The version of QuickSort in the template program uses the first element in the array as the pivot element. You will study different strategies for selecting the pivot:

• Pivot Choice 1: The first element in the list (used in the template program)
• Pivot Choice 2: A random element in the array.
• Pivot Choice 3: The median of the first, middle, and last elements in the array.

You should implement Pivot Choices 2 and 3 listed above. You will then have three different versions of QuickSort (you should add them to the template program as additional menu options).

NOTES:

1. First, a disclaimer. The program is not meant to be the definitive answer and it may contain bugs. That is not my intention - just like the lecture notes, it is meant to help you. You are not required to use it.

2. Second, you don't have to use the Makefile if you don't want to. For that matter you don't even have to use the program if you don't want to. It is just provided to help you.

3. The times returned are microseconds and seconds *on my machine*. However, the value returned is system dependent. The time reported as microseconds is 10^6 times the time reported as seconds. If you are unsure of the units you will have to check out the man page for your machine. However, please note that what is primarily of interest for you will be the *relative* times - for that the units should not matter except to determine the constants.

4. I don't think you will find a random number generator that generates a number in a range you specify. You will need to do a man on "rand," "drand", and "random" and its counterparts to see how they work, but most of them return a number in a specified range, say (0,1). To get a number in the range you want, say [F,L], you would need to find a way to translate the random number r in (0,1) to something in [F,L]. There are a number of ways to do this. Here is just one:

   r1 = rand() /* random number between 0 and 1 */
   t1 = r1*(L-F) /* random number between 0 and L-F */
   r2 = F + t1   /* random number between F and L */
   

Analysis Portion of Assignment

1. Assume the n input elements are integers in the range [0,n-1]. For each algorithm (for Quicksort, you need only analyze the version with pivot 1), determine what are best, average, and worst-case inputs. Your write-up should list these for each algorithm. Include a sentence or two of justification for each one. Please note that this is a theoretical question. You should answer what you expect to be true based on a theoretical analysis (and you should not refer to experimental results). In the subsequent questions we will compare the experimental results to these theoretical predictions.

2. Describe your experimental setup. What kind of machine did you use? What timing mechanism? How many times did you repeat each experiment? What times are reported? How did you select the inputs you would use? Do you use the same inputs for all sorting algorithms?

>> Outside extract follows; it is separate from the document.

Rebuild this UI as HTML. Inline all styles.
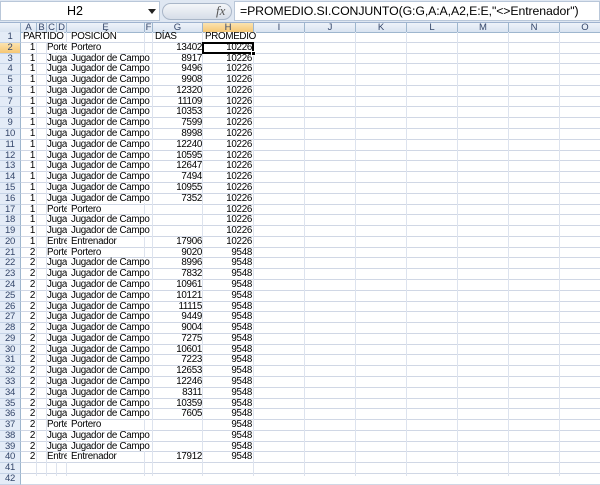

3. Which of the three versions of Quick sort seems to perform the best? Graph the average case running time as a function of input size for the three versions. Graph the best case running time as a function of input size for the three versions (use the best case input you determined for pivot 1 in the previous step). Graph the worst case running time as a function of input size for the three versions (use the worst case input you determined for pivot 1 in the previous step). For each case, your graphs should include the running times for all three versions of Quicksort versus the input size.

4. Which of these five sorts seems to perform the best (consider the best version of Quicksort)? Graph the average case running time as a function of input size for the five sorts. Graph the best case running time as a function of input size for the five sorts. Graph the worst case running time as a function of input size for the five sorts. For each case, your graphs should include the running times for all three versions of Quicksort versus the input size. You will need to consider the best/worst case inputs for all algorithms.

5. For the comparison sorts, is the number of comparisons done really a good predictor of the execution time? In other words, is a comparison a good choice of basic operation for analyzing these algorithms? To answer this question you need to analyze your data to see if the number of comparisons is correllated with the execution time. Plot time/#comp vs. n and refer to these plots in your answer.

6. To what extent do the best, average and worst case analyses (from class/textbook) of each sort agree with the experimental results? To answer this question you need to find a way to compare the experimental results for a sort with its predicted theoretical times. For this you will need to do something somewhat rigorous. For example, one way to compare a time to a predicted time of O(n²) would be to divide the times for a number of runs with different input sizes by n² and see if you observe a horizontal line (after some input size n₀). That n₀ would represent the n₀ value for the asymptotic analysis. The value on the y-axis (assuming you put input size on the x-axis) would tell you the constant value of the big-Oh. Finally - remember you are supposed to be analyzing the time for the experiments. I.e., it is not showing anything to show that the number of comparisons is O(n²) - you need to see that the time is O(n²) to determine if the asymptotic analysis is any good.

   In particular, you should:

   • (a) For each sort, and for each case (best, average, and worst), determine whether the observed experimental running time is of the same order as predicted by the asymptotic analysis. Your determination should be backed up by your experiments and analysis and you must explain your reasoning. If you found the sort didn't conform to the asymptotic analysis, you should try to understand why and provide an explanation.

   • (b) For each sort, determine the constants and n₀ that are hidden by the asymptotic analysis. These can be computed experimentally as discussed above. Again, your determination should be backed up by your experiments and analysis and you must explain your reasoning. If you found the sort didn't conform to the asymptotic analysis in the previous question, then you should try to determine what asymptotic behavior it does exhibit and answer this question for it.

The choice of test data is up to you (i.e., for each sorting subroutine, which input sizes should be tested, how many different inputs of the same size, which particular inputs of a given size.) Be smart about which experiments to run, i.e., don't run larger or more tests than you need to answer the above questions reasonably well. Also, note that you will need to run your experiments several times in order to get stable measurements (times will vary depending upon system load, input, etc.) Your write-up must include a coherent discussion of which experiments you ran, how many times you ran them, etc.

Grading on this assignment will put the greatest weight on the choice of test data and the quality and insightfulness of your discussion of your results. Don't be put off too much if there are some discrepancies between the theoretical results and the experiments. If that happens, try to explain why it occurred.